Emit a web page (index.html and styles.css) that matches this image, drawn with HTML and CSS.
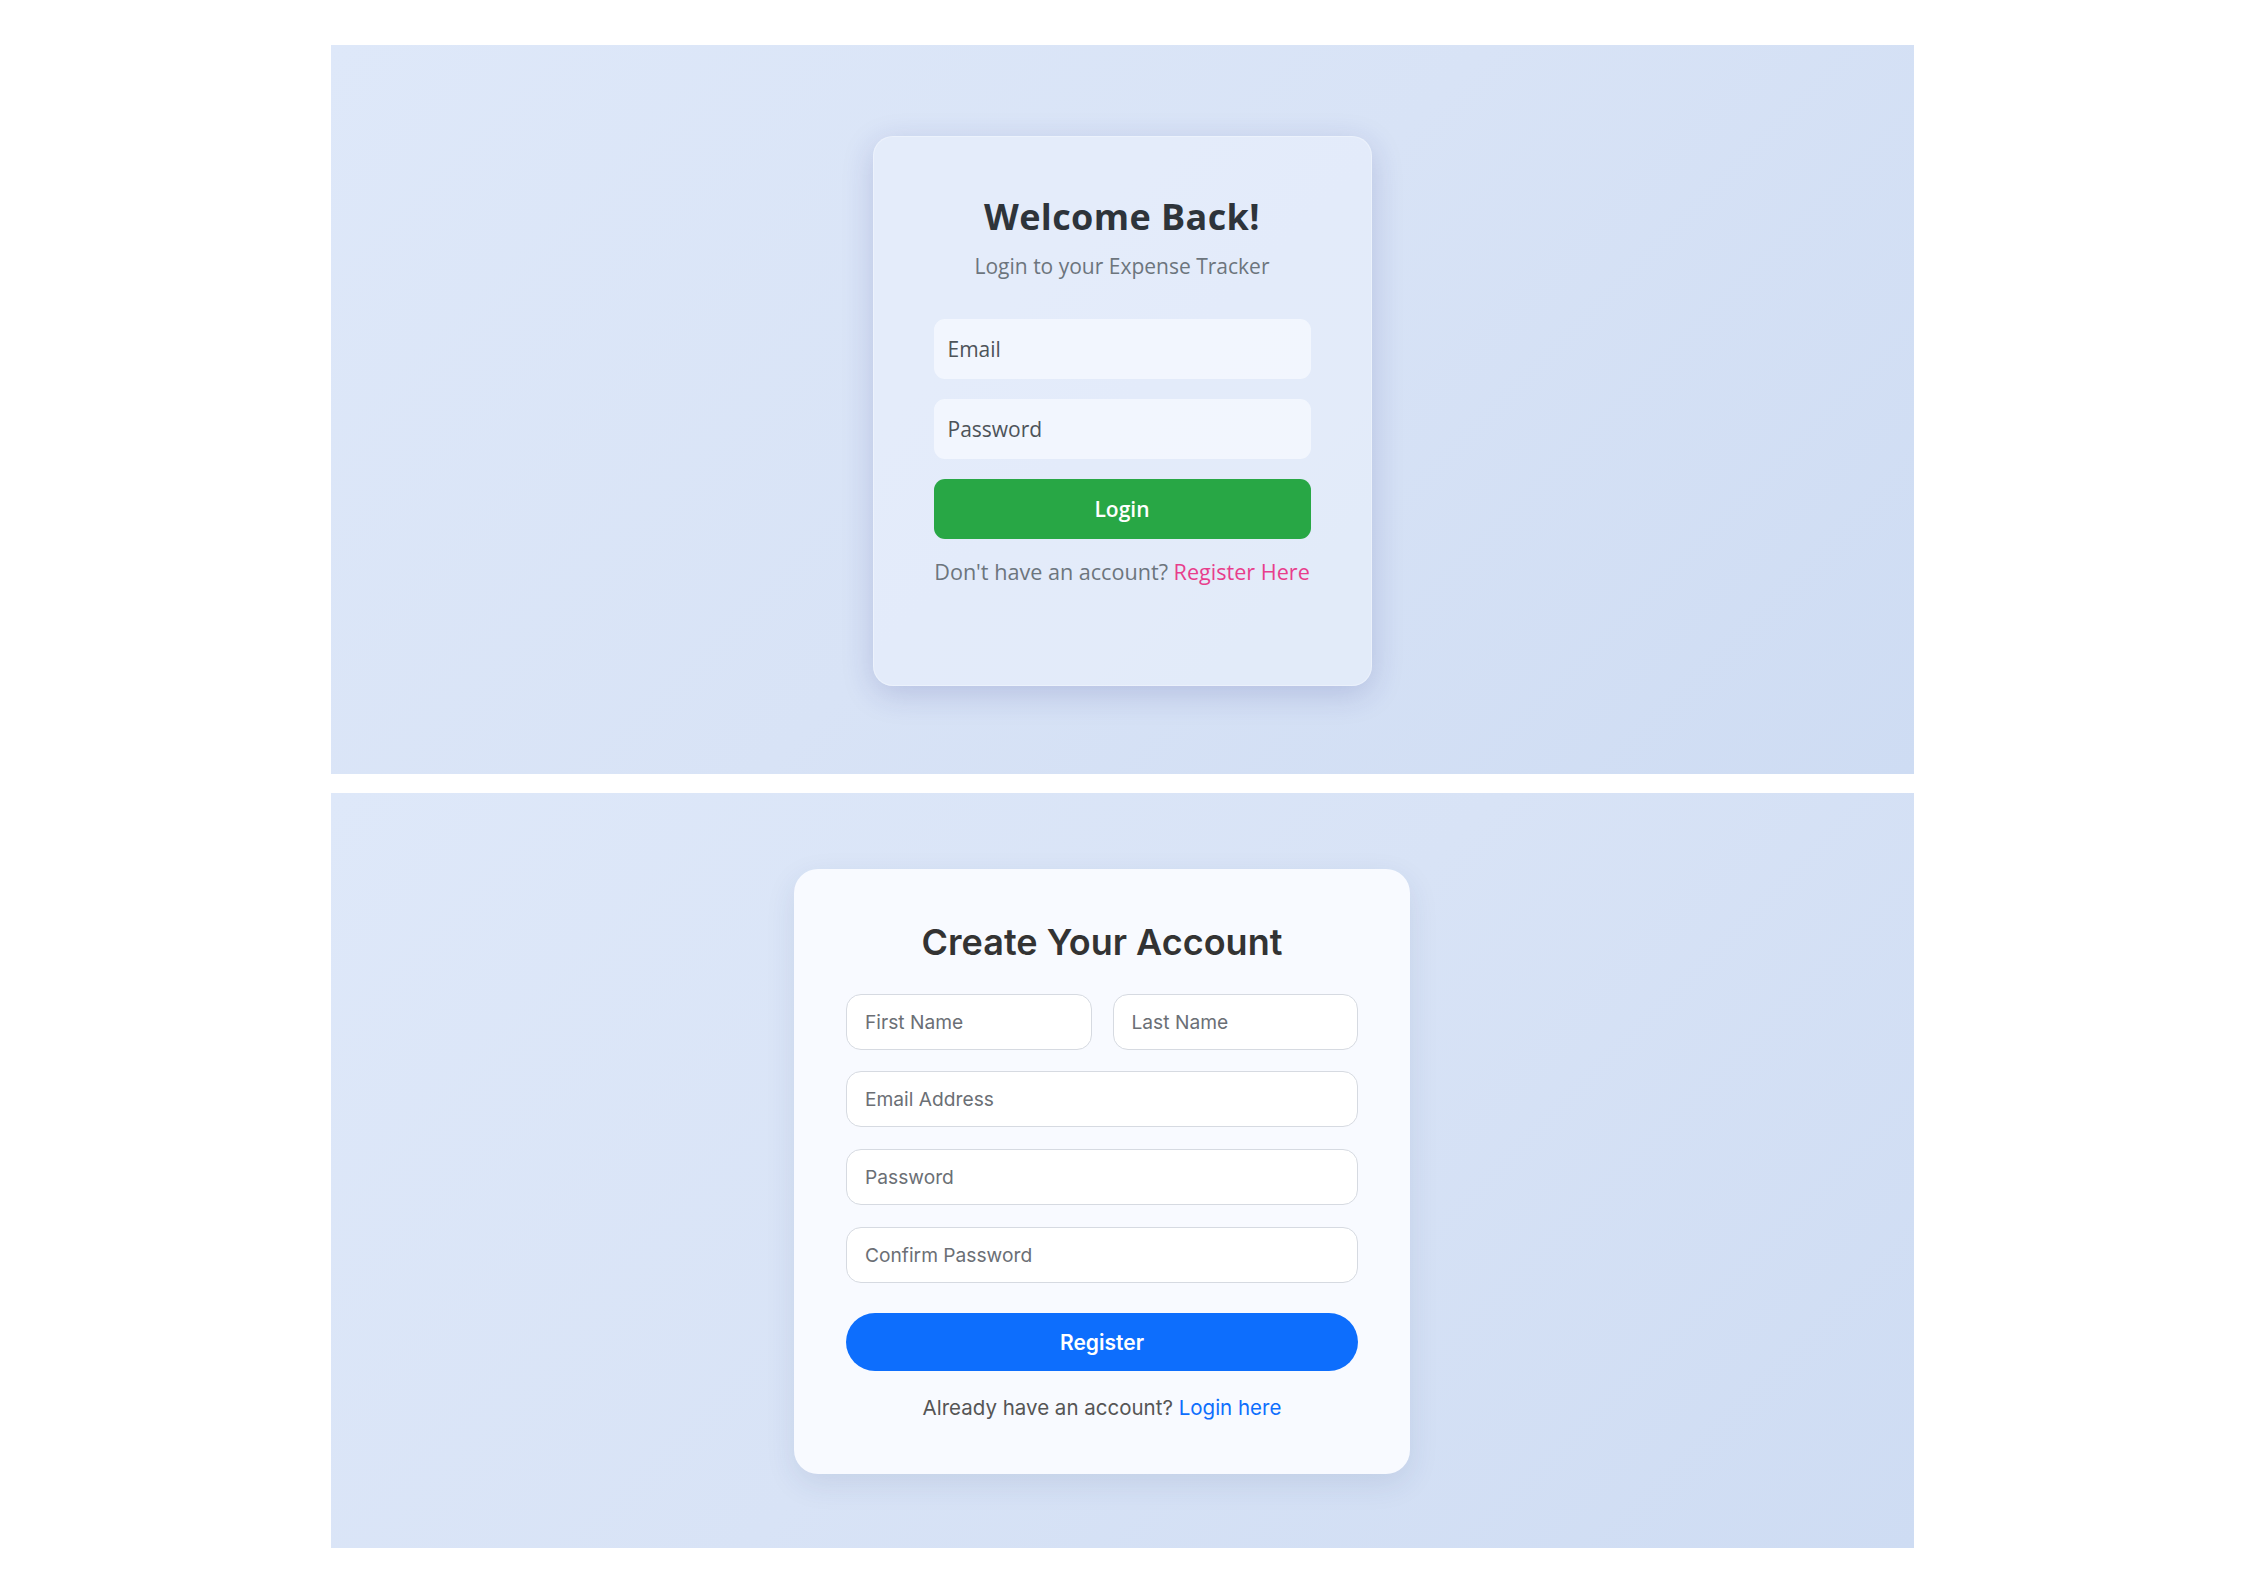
FILE: index.html
```html
<!DOCTYPE html>
<html lang="en">
<head>
<meta charset="utf-8">
<title>Expense Tracker - Auth</title>
<link rel="stylesheet" href="styles.css">
</head>
<body>
<main class="page">
  <section class="panel panel-login">
    <div class="login-card">
      <h1 class="login-title">Welcome Back!</h1>
      <p class="login-subtitle">Login to your Expense Tracker</p>
      <form class="login-form">
        <div class="login-input">Email</div>
        <div class="login-input">Password</div>
        <button type="button" class="login-btn">Login</button>
      </form>
      <p class="login-footer">Don't have an account? <a class="login-link">Register Here</a></p>
    </div>
  </section>
  <section class="panel panel-register">
    <div class="reg-card">
      <h2 class="reg-title">Create Your Account</h2>
      <form class="reg-form">
        <div class="reg-row">
          <div class="reg-input">First Name</div>
          <div class="reg-input">Last Name</div>
        </div>
        <div class="reg-input">Email Address</div>
        <div class="reg-input">Password</div>
        <div class="reg-input">Confirm Password</div>
        <button type="button" class="reg-btn">Register</button>
      </form>
      <p class="reg-footer">Already have an account? <a class="reg-link">Login here</a></p>
    </div>
  </section>
</main>
</body>
</html>
```
FILE: styles.css
```css
* { box-sizing: border-box; }
html, body { margin: 0; padding: 0; background: #ffffff; }
body { font-family: "Open Sans", sans-serif; }

.page {
  width: 1583px;
  margin: 45px auto 0;
  display: flex;
  flex-direction: column;
  gap: 19px;
}

.panel {
  display: flex;
  align-items: center;
  justify-content: center;
  background: linear-gradient(135deg, #dee8f9 0%, #d8e3f6 50%, #cedcf3 100%);
}
.panel-login { height: 729px; padding-top: 3px; padding-right: 1px; }
.panel-register { height: 755px; padding-right: 41px; padding-top: 1px; }

/* ---------- Login card ---------- */
.login-card {
  width: 499px;
  height: 550px;
  padding: 58px 60px 0;
  border-radius: 20px;
  background: rgba(232, 239, 251, 0.72);
  border: 1px solid rgba(255, 255, 255, 0.3);
  box-shadow: 0 8px 32px rgba(31, 38, 135, 0.18);
  text-align: center;
  font-family: "Open Sans", sans-serif;
}
.login-title {
  margin: 0;
  font-size: 36px;
  line-height: 44px;
  font-weight: 700;
  letter-spacing: 0.4px;
  color: #2e343a;
}
.login-subtitle {
  margin: 12px 0 0;
  font-size: 21px;
  line-height: 30px;
  color: #6c757d;
}
.login-form {
  margin-top: 38px;
  display: flex;
  flex-direction: column;
  gap: 20px;
}
.login-input {
  height: 60px;
  border-radius: 11px;
  background: rgba(245, 248, 254, 0.85);
  padding: 0 14px;
  display: flex;
  align-items: center;
  font-size: 21px;
  color: #4d5359;
  text-align: left;
}
.login-btn {
  height: 60px;
  border: none;
  border-radius: 11px;
  background: #28a745;
  color: #ffffff;
  font-family: "Open Sans", sans-serif;
  font-size: 21px;
  font-weight: 600;
}
.login-footer {
  margin: 18px 0 0;
  font-size: 21.6px;
  line-height: 30px;
  color: #6c757d;
}
.login-link { color: #e83e8c; text-decoration: none; }

/* ---------- Register card ---------- */
.reg-card {
  width: 616px;
  height: 605px;
  padding: 52px 52px 0;
  border-radius: 24px;
  background: #f8faff;
  box-shadow: 0 10px 30px rgba(40, 60, 110, 0.1);
  text-align: center;
  font-family: "Inter", sans-serif;
}
.reg-title {
  margin: 0;
  font-size: 36px;
  line-height: 42px;
  font-weight: 600;
  color: #333333;
}
.reg-form {
  margin-top: 31px;
  display: flex;
  flex-direction: column;
  gap: 21.7px;
}
.reg-row {
  display: grid;
  grid-template-columns: 1fr 1fr;
  gap: 21px;
}
.reg-input {
  height: 56px;
  border: 1px solid #d6dae1;
  border-radius: 15px;
  background: #ffffff;
  padding: 0 18px;
  display: flex;
  align-items: center;
  font-size: 19.2px;
  color: #6b6f75;
  text-align: left;
}
.reg-btn {
  margin-top: 9px;
  height: 58px;
  border: none;
  border-radius: 29px;
  background: #0d6efd;
  color: #ffffff;
  font-family: "Inter", sans-serif;
  font-size: 21px;
  font-weight: 600;
}
.reg-footer {
  margin: 22px 0 0;
  font-size: 20.5px;
  line-height: 30px;
  color: #555555;
}
.reg-link { color: #0d6efd; text-decoration: none; }
```
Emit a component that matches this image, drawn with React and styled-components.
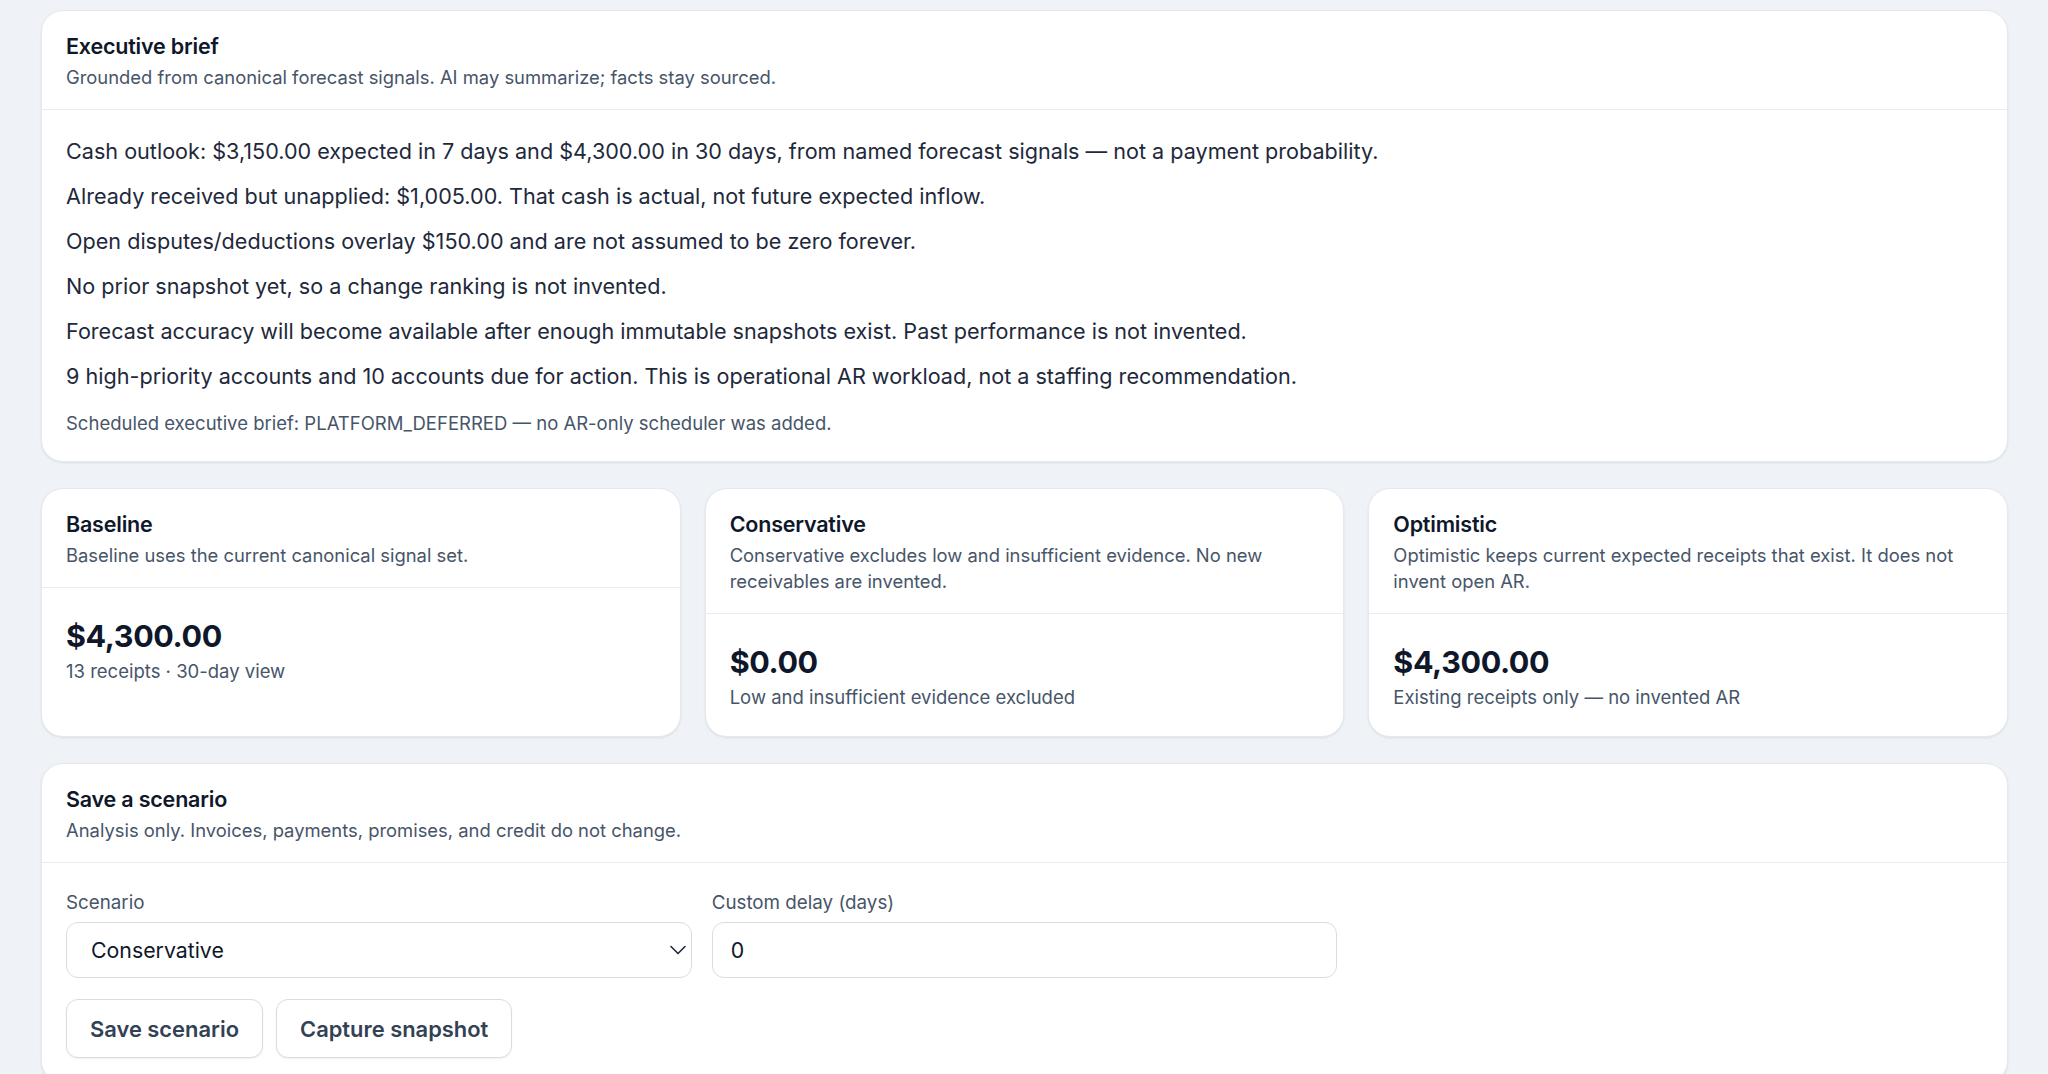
import React from "react";
import styled, { createGlobalStyle } from "styled-components";

const GlobalStyle = createGlobalStyle`
  html, body {
    margin: 0;
    padding: 0;
    background: #eff3f8;
  }
  body {
    font-family: Inter, "Noto Sans", "Liberation Sans", sans-serif;
    color: #1e293b;
    -webkit-font-smoothing: antialiased;
  }
  * { box-sizing: border-box; }
`;

const Page = styled.main`
  display: flex;
  flex-direction: column;
  gap: 26px;
  padding: 10px 40px 0 41px;
`;

const Card = styled.section`
  background: #ffffff;
  border: 1px solid #e4e9f0;
  border-radius: 22px;
  box-shadow: 0 1px 3px rgba(15, 23, 42, 0.06), 0 1px 2px rgba(15, 23, 42, 0.03);
  display: flex;
  flex-direction: column;
  overflow: hidden;
`;

const CardHeader = styled.header`
  padding: 21px 24px 19px;
  border-bottom: 1px solid #e8ecf2;
  display: flex;
  flex-direction: column;
  gap: 4px;
`;

const Title = styled.h2`
  margin: 0;
  font-size: 21.5px;
  line-height: 28px;
  font-weight: 600;
  color: #0f172a;
  letter-spacing: -0.2px;
`;

const Subtitle = styled.p`
  margin: 0;
  font-size: 18.4px;
  line-height: 26px;
  color: #475569;
`;

const BriefBody = styled.div`
  padding: 26px 24px 25px;
  display: flex;
  flex-direction: column;
  gap: 15px;
`;

const BriefLine = styled.p`
  margin: 0;
  font-size: 21.6px;
  line-height: 30px;
  color: #1e293b;
`;

const Footnote = styled.p`
  margin: 5px 0 0;
  font-size: 18.5px;
  line-height: 25px;
  color: #475569;
`;

const ScenarioGrid = styled.div`
  display: grid;
  grid-template-columns: repeat(3, 1fr);
  gap: 24px;
`;

const MetricBody = styled.div`
  padding: 30px 24px 26px;
  display: flex;
  flex-direction: column;
  gap: 5px;
`;

const MetricValue = styled.div`
  font-size: 30.5px;
  line-height: 36px;
  font-weight: 700;
  color: #0f172a;
  letter-spacing: -0.4px;
`;

const MetricNote = styled.div`
  font-size: 18.5px;
  line-height: 25px;
  color: #475569;
`;

const FormBody = styled.div`
  padding: 28px 24px 24px;
  display: flex;
  flex-direction: column;
  gap: 21px;
`;

const FieldGrid = styled.div`
  display: grid;
  grid-template-columns: repeat(3, 1fr);
  gap: 20px;
`;

const Field = styled.label`
  display: flex;
  flex-direction: column;
  gap: 7px;
`;

const FieldLabel = styled.span`
  font-size: 18.8px;
  line-height: 24px;
  color: #475569;
`;

const SelectWrap = styled.div`
  position: relative;
`;

const controlStyles = `
  width: 100%;
  height: 56px;
  border: 1px solid #d6dce5;
  border-radius: 12px;
  background: #ffffff;
  font-family: Inter, "Noto Sans", "Liberation Sans", sans-serif;
  font-size: 21.3px;
  color: #0f172a;
  outline: none;
`;

const Select = styled.select`
  ${controlStyles}
  appearance: none;
  -webkit-appearance: none;
  padding: 0 48px 0 24px;
`;

const Chevron = styled.svg`
  position: absolute;
  right: 6px;
  top: 50%;
  width: 16px;
  height: 16px;
  margin-top: -8px;
  pointer-events: none;
`;

const Input = styled.input`
  ${controlStyles}
  padding: 0 18px;
`;

const ButtonRow = styled.div`
  display: flex;
  gap: 13px;
`;

const Button = styled.button`
  height: 59px;
  padding: 0 23px;
  border: 1px solid #d6dce5;
  border-radius: 12px;
  background: #ffffff;
  box-shadow: 0 1px 2px rgba(15, 23, 42, 0.06);
  font-family: Inter, "Noto Sans", "Liberation Sans", sans-serif;
  font-size: 21.9px;
  font-weight: 600;
  color: #334155;
  cursor: pointer;
`;

const briefLines = [
  "Cash outlook: $3,150.00 expected in 7 days and $4,300.00 in 30 days, from named forecast signals — not a payment probability.",
  "Already received but unapplied: $1,005.00. That cash is actual, not future expected inflow.",
  "Open disputes/deductions overlay $150.00 and are not assumed to be zero forever.",
  "No prior snapshot yet, so a change ranking is not invented.",
  "Forecast accuracy will become available after enough immutable snapshots exist. Past performance is not invented.",
  "9 high-priority accounts and 10 accounts due for action. This is operational AR workload, not a staffing recommendation.",
];

const scenarios = [
  {
    name: "Baseline",
    description: "Baseline uses the current canonical signal set.",
    value: "$4,300.00",
    note: "13 receipts · 30-day view",
  },
  {
    name: "Conservative",
    description: "Conservative excludes low and insufficient evidence. No new receivables are invented.",
    value: "$0.00",
    note: "Low and insufficient evidence excluded",
  },
  {
    name: "Optimistic",
    description: "Optimistic keeps current expected receipts that exist. It does not invent open AR.",
    value: "$4,300.00",
    note: "Existing receipts only — no invented AR",
  },
];

export default function App() {
  return (
    <>
      <GlobalStyle />
      <Page>
        <Card>
          <CardHeader>
            <Title>Executive brief</Title>
            <Subtitle>Grounded from canonical forecast signals. AI may summarize; facts stay sourced.</Subtitle>
          </CardHeader>
          <BriefBody>
            {briefLines.map((line) => (
              <BriefLine key={line}>{line}</BriefLine>
            ))}
            <Footnote>Scheduled executive brief: PLATFORM_DEFERRED — no AR-only scheduler was added.</Footnote>
          </BriefBody>
        </Card>

        <ScenarioGrid>
          {scenarios.map((s) => (
            <Card key={s.name}>
              <CardHeader>
                <Title>{s.name}</Title>
                <Subtitle>{s.description}</Subtitle>
              </CardHeader>
              <MetricBody>
                <MetricValue>{s.value}</MetricValue>
                <MetricNote>{s.note}</MetricNote>
              </MetricBody>
            </Card>
          ))}
        </ScenarioGrid>

        <Card>
          <CardHeader>
            <Title>Save a scenario</Title>
            <Subtitle>Analysis only. Invoices, payments, promises, and credit do not change.</Subtitle>
          </CardHeader>
          <FormBody>
            <FieldGrid>
              <Field>
                <FieldLabel>Scenario</FieldLabel>
                <SelectWrap>
                  <Select defaultValue="conservative">
                    <option value="baseline">Baseline</option>
                    <option value="conservative">Conservative</option>
                    <option value="optimistic">Optimistic</option>
                  </Select>
                  <Chevron viewBox="0 0 16 16" fill="none" stroke="#1e293b" strokeWidth="1.6" strokeLinecap="round" strokeLinejoin="round">
                    <path d="M1 4.5 L8 11.5 L15 4.5" />
                  </Chevron>
                </SelectWrap>
              </Field>
              <Field>
                <FieldLabel>Custom delay (days)</FieldLabel>
                <Input type="text" defaultValue="0" />
              </Field>
            </FieldGrid>
            <ButtonRow>
              <Button type="button">Save scenario</Button>
              <Button type="button">Capture snapshot</Button>
            </ButtonRow>
          </FormBody>
        </Card>
      </Page>
    </>
  );
}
+ + +
Go through the records and show every line with the string "drawn" in it.

*COMPLETE ANSWER*.
Emit a web page (index.html and styles.css) that matches this image, drawn with HTML and CSS.
Emit a component that matches this image, drawn with React and styled-components.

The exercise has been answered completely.